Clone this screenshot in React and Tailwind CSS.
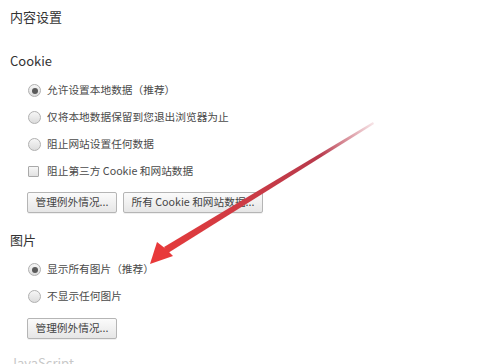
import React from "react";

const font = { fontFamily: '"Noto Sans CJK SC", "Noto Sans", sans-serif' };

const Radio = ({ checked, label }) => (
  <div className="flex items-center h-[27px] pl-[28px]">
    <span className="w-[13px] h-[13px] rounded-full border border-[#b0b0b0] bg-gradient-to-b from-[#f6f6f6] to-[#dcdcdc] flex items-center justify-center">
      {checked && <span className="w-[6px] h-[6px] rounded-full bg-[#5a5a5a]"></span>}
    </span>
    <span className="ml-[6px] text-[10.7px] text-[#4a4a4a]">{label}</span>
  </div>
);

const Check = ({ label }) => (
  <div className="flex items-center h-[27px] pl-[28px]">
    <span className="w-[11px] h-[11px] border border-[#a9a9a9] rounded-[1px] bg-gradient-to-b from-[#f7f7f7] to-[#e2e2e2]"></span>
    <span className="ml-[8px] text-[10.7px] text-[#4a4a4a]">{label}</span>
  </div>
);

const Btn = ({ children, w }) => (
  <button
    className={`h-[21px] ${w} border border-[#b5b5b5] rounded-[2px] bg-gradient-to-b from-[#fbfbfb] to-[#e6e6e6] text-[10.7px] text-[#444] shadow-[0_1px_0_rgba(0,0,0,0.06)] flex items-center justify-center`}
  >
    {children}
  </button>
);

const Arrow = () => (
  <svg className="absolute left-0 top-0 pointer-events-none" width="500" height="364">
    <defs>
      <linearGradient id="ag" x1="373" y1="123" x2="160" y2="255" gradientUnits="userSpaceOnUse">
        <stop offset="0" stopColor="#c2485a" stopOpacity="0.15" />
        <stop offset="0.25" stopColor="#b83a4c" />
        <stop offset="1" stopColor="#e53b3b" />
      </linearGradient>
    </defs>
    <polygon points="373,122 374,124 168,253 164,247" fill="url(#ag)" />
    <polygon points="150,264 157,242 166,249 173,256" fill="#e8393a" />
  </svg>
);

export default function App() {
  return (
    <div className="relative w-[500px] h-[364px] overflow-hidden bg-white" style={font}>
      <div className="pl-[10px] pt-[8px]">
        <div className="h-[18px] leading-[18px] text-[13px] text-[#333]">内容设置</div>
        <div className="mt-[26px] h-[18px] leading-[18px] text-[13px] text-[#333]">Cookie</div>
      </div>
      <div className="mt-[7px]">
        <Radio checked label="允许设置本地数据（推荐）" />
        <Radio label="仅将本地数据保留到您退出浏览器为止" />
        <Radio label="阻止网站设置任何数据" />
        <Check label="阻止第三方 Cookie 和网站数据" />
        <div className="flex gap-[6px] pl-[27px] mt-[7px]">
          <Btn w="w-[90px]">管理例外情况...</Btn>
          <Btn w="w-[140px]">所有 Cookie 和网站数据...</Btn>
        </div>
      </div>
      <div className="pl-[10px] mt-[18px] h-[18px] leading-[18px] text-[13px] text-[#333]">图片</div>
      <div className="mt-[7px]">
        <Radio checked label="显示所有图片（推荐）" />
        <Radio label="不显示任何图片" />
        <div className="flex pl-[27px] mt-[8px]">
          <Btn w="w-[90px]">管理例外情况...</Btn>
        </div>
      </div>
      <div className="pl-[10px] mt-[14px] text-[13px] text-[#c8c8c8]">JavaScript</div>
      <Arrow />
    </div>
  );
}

### WHAT IS ASKED
Restate the data above word for word. Do not include the images.

### SOLUTION
Clone this screenshot in React and Tailwind CSS.
import React from "react";

const font = { fontFamily: '"Noto Sans CJK SC", "Noto Sans", sans-serif' };

const Radio = ({ checked, label }) => (
  <div className="flex items-center h-[27px] pl-[28px]">
    <span className="w-[13px] h-[13px] rounded-full border border-[#b0b0b0] bg-gradient-to-b from-[#f6f6f6] to-[#dcdcdc] flex items-center justify-center">
      {checked && <span className="w-[6px] h-[6px] rounded-full bg-[#5a5a5a]"></span>}
    </span>
    <span className="ml-[6px] text-[10.7px] text-[#4a4a4a]">{label}</span>
  </div>
);

const Check = ({ label }) => (
  <div className="flex items-center h-[27px] pl-[28px]">
    <span className="w-[11px] h-[11px] border border-[#a9a9a9] rounded-[1px] bg-gradient-to-b from-[#f7f7f7] to-[#e2e2e2]"></span>
    <span className="ml-[8px] text-[10.7px] text-[#4a4a4a]">{label}</span>
  </div>
);

const Btn = ({ children, w }) => (
  <button
    className={`h-[21px] ${w} border border-[#b5b5b5] rounded-[2px] bg-gradient-to-b from-[#fbfbfb] to-[#e6e6e6] text-[10.7px] text-[#444] shadow-[0_1px_0_rgba(0,0,0,0.06)] flex items-center justify-center`}
  >
    {children}
  </button>
);

const Arrow = () => (
  <svg className="absolute left-0 top-0 pointer-events-none" width="500" height="364">
    <defs>
      <linearGradient id="ag" x1="373" y1="123" x2="160" y2="255" gradientUnits="userSpaceOnUse">
        <stop offset="0" stopColor="#c2485a" stopOpacity="0.15" />
        <stop offset="0.25" stopColor="#b83a4c" />
        <stop offset="1" stopColor="#e53b3b" />
      </linearGradient>
    </defs>
    <polygon points="373,122 374,124 168,253 164,247" fill="url(#ag)" />
    <polygon points="150,264 157,242 166,249 173,256" fill="#e8393a" />
  </svg>
);

export default function App() {
  return (
    <div className="relative w-[500px] h-[364px] overflow-hidden bg-white" style={font}>
      <div className="pl-[10px] pt-[8px]">
        <div className="h-[18px] leading-[18px] text-[13px] text-[#333]">内容设置</div>
        <div className="mt-[26px] h-[18px] leading-[18px] text-[13px] text-[#333]">Cookie</div>
      </div>
      <div className="mt-[7px]">
        <Radio checked label="允许设置本地数据（推荐）" />
        <Radio label="仅将本地数据保留到您退出浏览器为止" />
        <Radio label="阻止网站设置任何数据" />
        <Check label="阻止第三方 Cookie 和网站数据" />
        <div className="flex gap-[6px] pl-[27px] mt-[7px]">
          <Btn w="w-[90px]">管理例外情况...</Btn>
          <Btn w="w-[140px]">所有 Cookie 和网站数据...</Btn>
        </div>
      </div>
      <div className="pl-[10px] mt-[18px] h-[18px] leading-[18px] text-[13px] text-[#333]">图片</div>
      <div className="mt-[7px]">
        <Radio checked label="显示所有图片（推荐）" />
        <Radio label="不显示任何图片" />
        <div className="flex pl-[27px] mt-[8px]">
          <Btn w="w-[90px]">管理例外情况...</Btn>
        </div>
      </div>
      <div className="pl-[10px] mt-[14px] text-[13px] text-[#c8c8c8]">JavaScript</div>
      <Arrow />
    </div>
  );
}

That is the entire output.